文芸時評1月「東京新聞」(1月30日)ー佐々木敦氏
第百六十二回芥川賞は古川真人(まこと)「背高泡立草(せいたかあわだちそう)」(『すばる』2019年10月号)が受賞した。作品については初出時にこの欄で取り上げたので、あらためては述べない。古川氏は四度目の候補作での受賞であり、今回の中では最多ノミネート保持者だった。その意味では順当な結果と言えるかもしれない。
話題にしたいのは、選考委員を代表して受賞作決定直後に会見に臨んだ島田雅彦氏が、あやうく受賞作なしになりそうだったのをなんとか回避できた、という主旨(しゅし)の発言をしていたことである。芥川賞の選考会では、審議に入る前にまず一回目の投票を行うのだが、今回はその結果が非常に厳しかった。それでも受賞作を出すべく議論を続け、どうにか最終的に「背高泡立草」に受賞を可とするだけの票が集まった、ということであった。
実は同様のことは文芸各誌の新人賞の選考過程の説明でもしばしば述べられている。賞であるからには受賞作を出すことが基本的に望ましいことは確かである。選考会に至るまでには幾つもの審査の過程があり、そこをくぐり抜けて候補となった作品の中から相対的に最も優れた作品を選出するのが筋なので、受賞作なしは事前審査と最終選考の間の乖離(かいり)を示すことになる、という見方もあるだろう。もっとドライなことを言ってしまえば、賞に掛かる費用対効果的にも受賞作を出さないのは好ましくない。
とはいえかつては芥川賞も「受賞作なし」は結構あった。一九八〇年代には全二十五回中、九回も「受賞作なし」だった。これが一九九〇年代になると三回に減り、二〇〇〇年代には一回、二〇一〇年代も一回となっている。第百四十五回以後「受賞作なし」は一度もない。これはやはり多少無理をしても受賞作を出すことを是としてきたという事実を示すものだろう。先の島田発言も、このような経緯を踏まえてのものだったと考えてよい。私も基本的に賛成である。
「受賞作なし」がまずいのは、ひとたびそれをありにしてしまうと、ことによると連続しかねない、という暗黙の危惧があるからではないか。いや、実際にはそうはならないだろうが、しかし「受賞作なし」の次の受賞作は、理屈の上では前回の候補作全部との比較に晒(さら)されることになる。だからいったん受賞作を出さなくてもよい、という選択を認め始めると、自然と次第に選考は厳しくなっていかざるを得ない。
考えるべきなのは、相対評価か絶対評価か、ということである。
私の考えでは、文学などの芸術にかんして絶対評価を設けることは本当は不可能だし、設けるべきではない。
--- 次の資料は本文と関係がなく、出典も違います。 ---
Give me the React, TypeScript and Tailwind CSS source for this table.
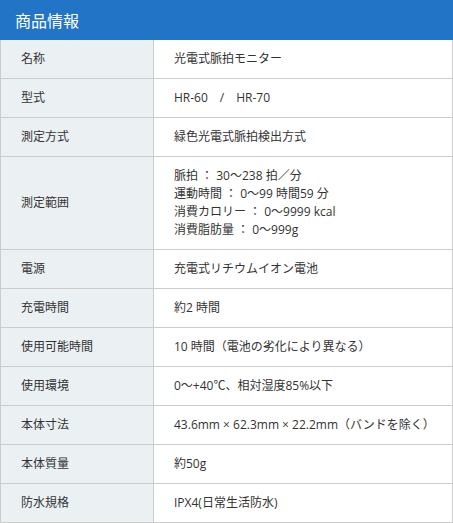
import React from "react";

const rows: { label: string; value: React.ReactNode }[] = [
  { label: "名称", value: "光電式脈拍モニター" },
  { label: "型式", value: "HR-60　/　HR-70" },
  { label: "測定方式", value: "緑色光電式脈拍検出方式" },
  {
    label: "測定範囲",
    value: (
      <>
        <div>脈拍 ： 30～238 拍／分</div>
        <div>運動時間 ： 0～99 時間59 分</div>
        <div>消費カロリー ： 0～9999 kcal</div>
        <div>消費脂肪量 ： 0～999g</div>
      </>
    ),
  },
  { label: "電源", value: "充電式リチウムイオン電池" },
  { label: "充電時間", value: "約2 時間" },
  { label: "使用可能時間", value: "10 時間（電池の劣化により異なる）" },
  { label: "使用環境", value: "0～+40℃、相対湿度85%以下" },
  { label: "本体寸法", value: "43.6mm × 62.3mm × 22.2mm（バンドを除く）" },
  { label: "本体質量", value: "約50g" },
  { label: "防水規格", value: "IPX4(日常生活防水)" },
];

export default function App() {
  return (
    <div
      className="w-[453px] bg-white text-[#333333]"
      style={{ fontFamily: '"Open Sans", "Noto Sans CJK JP", sans-serif' }}
    >
      <div
        className="h-[40px] bg-[#2174c6] flex items-center pl-[15px] text-white text-[16px]"
        style={{ fontFamily: '"Noto Sans CJK JP", sans-serif' }}
      >
        商品情報
      </div>
      <div className="border-l border-r border-[#cccccc]">
        {rows.map((r) => (
          <div key={r.label} className="flex border-b border-[#cccccc]">
            <div className="w-[153px] shrink-0 bg-[#ebf0f3] border-r border-[#cccccc] flex items-center pl-[20px] text-[12px] leading-[18px]">
              {r.label}
            </div>
            <div className="flex-1 py-[10px] pl-[20px] pr-1 text-[12px] leading-[18px] whitespace-nowrap">
              {r.value}
            </div>
          </div>
        ))}
      </div>
    </div>
  );
}
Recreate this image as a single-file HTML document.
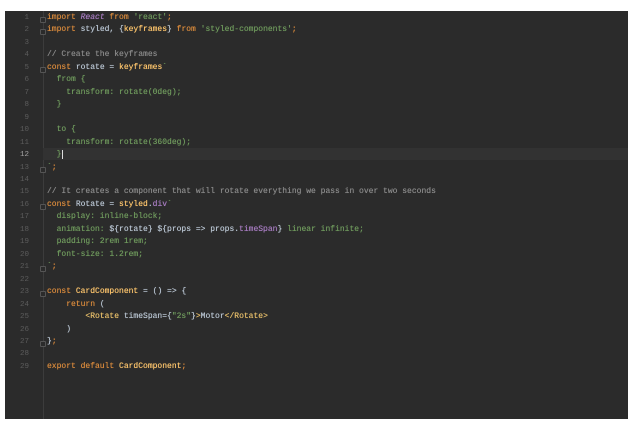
<!DOCTYPE html><html><head><style>
body{margin:0;width:640px;height:427px;background:#fff;overflow:hidden;position:relative;font-family:"Liberation Mono",monospace}
#ed{position:absolute;left:5px;top:11px;width:623px;height:408px;background:#2b2b2b}
#sep{position:absolute;left:38px;top:0;width:1px;height:408px;background:#3c3c3c}
.hl{position:absolute;left:38px;top:137px;width:585px;height:12px;background:#323232}
.ln{position:absolute;left:0;width:24px;text-align:right;color:#5c5c5c;font-size:7.5px}
.c{position:absolute;left:42px;font-size:8px;white-space:pre;color:#b9c5d2;text-shadow:0 0 0.4px currentColor}
.f{position:absolute;left:35px;width:4px;height:4px;border:1px solid #555;border-radius:1px;background:#2b2b2b}
.k{color:#d98a3c}.s{color:#6f9a5d}.y{color:#ffc66d}.p{color:#a77cc0}.g{color:#8a8a8a}.i{color:#a77cc0;font-style:italic}.t{color:#e8bf6a}
</style></head><body><div id="ed"><div id="sep"></div><div class="hl"></div>
<div id="lines"></div></div>
<script>
var L=[
'<span class="k">import </span><span class="i">React</span><span class="k"> from </span><span class="s">\'react\'</span><span class="k">;</span>',
'<span class="k">import </span>styled, {<span class="y">keyframes</span>} <span class="k">from </span><span class="s">\'styled-components\'</span><span class="k">;</span>',
'',
'<span class="g">// Create the keyframes</span>',
'<span class="k">const </span>rotate = <span class="y">keyframes</span><span class="s">`</span>',
'<span class="s">  from {</span>',
'<span class="s">    transform: rotate(0deg);</span>',
'<span class="s">  }</span>',
'',
'<span class="s">  to {</span>',
'<span class="s">    transform: rotate(360deg);</span>',
'<span class="s">  }</span>',
'<span class="s">`</span><span class="k">;</span>',
'',
'<span class="g">// It creates a component that will rotate everything we pass in over two seconds</span>',
'<span class="k">const </span>Rotate = <span class="y">styled</span>.<span class="p">div</span><span class="s">`</span>',
'<span class="s">  display: inline-block;</span>',
'<span class="s">  animation: </span>${rotate} ${props =&gt; props.<span class="p">timeSpan</span>}<span class="s"> linear infinite;</span>',
'<span class="s">  padding: 2rem 1rem;</span>',
'<span class="s">  font-size: 1.2rem;</span>',
'<span class="s">`</span><span class="k">;</span>',
'',
'<span class="k">const </span><span class="y">CardComponent</span> = () =&gt; {',
'    <span class="k">return </span>(',
'        <span class="t">&lt;Rotate </span>timeSpan={<span class="s">"2s"</span>}<span class="t">&gt;</span>Motor<span class="t">&lt;/Rotate&gt;</span>',
'    )',
'}<span class="k">;</span>',
'',
'<span class="k">export default </span><span class="y">CardComponent</span><span class="k">;</span>'];
var folds=[0,1,4,12,15,20,22,26];
var h='';for(var n=0;n<L.length;n++){var t=2+n*12.46;h+='<div class="ln" style="top:'+(t+1)+'px'+(n==11?';color:#a4a3a3':'')+'">'+(n+1)+'</div><div class="c" style="top:'+t+'px">'+L[n]+'</div>';if(folds.indexOf(n)>=0)h+='<div class="f" style="top:'+(t+4)+'px"></div>';}
h+='<div style="position:absolute;left:57px;top:139px;width:1px;height:9px;background:#ddd"></div>';
document.getElementById('lines').innerHTML=h;
</script></body></html>
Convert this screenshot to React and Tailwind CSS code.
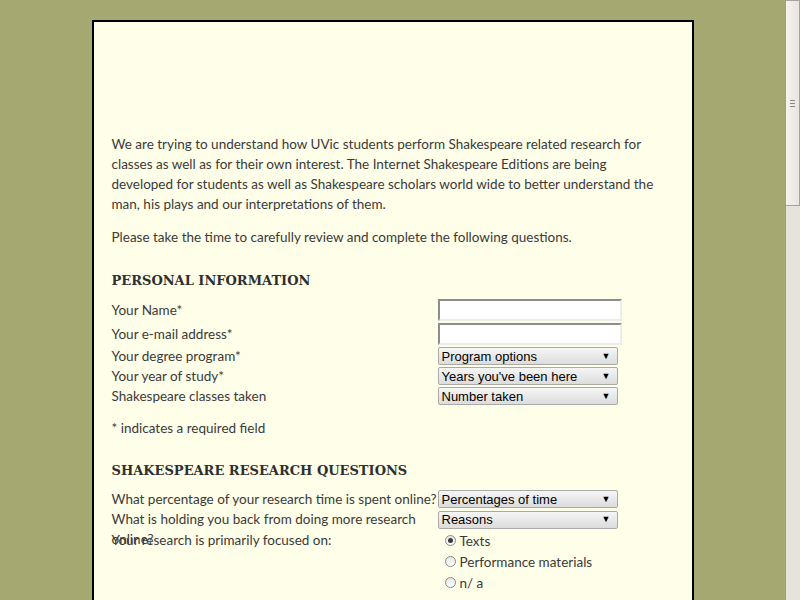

だがそんなものはない、と言ってしまうことがむつかしいのも事実である。「受賞作なし」とは、候補作の中で相対的にはいちばん優れているとされた作品でさえ受賞には値しないと判断された、ということだから、絶対評価的な規準(きじゅん)がほの見えてくる。そして、そういう考え方が前面に出てきたら、受賞に値する、という評価は、どんどんハードルが高くなっていくことだろう。ある意味では、厳しくしようと思ったら、いくらだって厳しく出来るのだから。選考委員が全員一致で価値や才能を認めるぐらいでないと受賞に値しない、これが絶対評価である。問題は「賞」というものが、そういう文句なしの傑作のみを送り出すためにあるのかどうか、ということであり、これは意見が分かれるところだと思う。
『すばる』2月号で「すばるクリティーク賞」が発表されている。結果は設立以来初の「受賞作なし」である。先々月になるが「群像新人評論賞」も「受賞作なし」で、それを承(う)けて『群像』2月号では選考委員の東浩紀、大澤真幸、山城むつみによる座談会が掲載されている。公募と候補選出は違うし、創作と評論では事情が異なるところもあるだろうが、「受賞作なし」が続いていることが気になる。芥川賞もそうなるところだったのだ。とはいえ「無理をして受賞作を出した」という島田氏の正直過ぎる発言には正直驚かされた。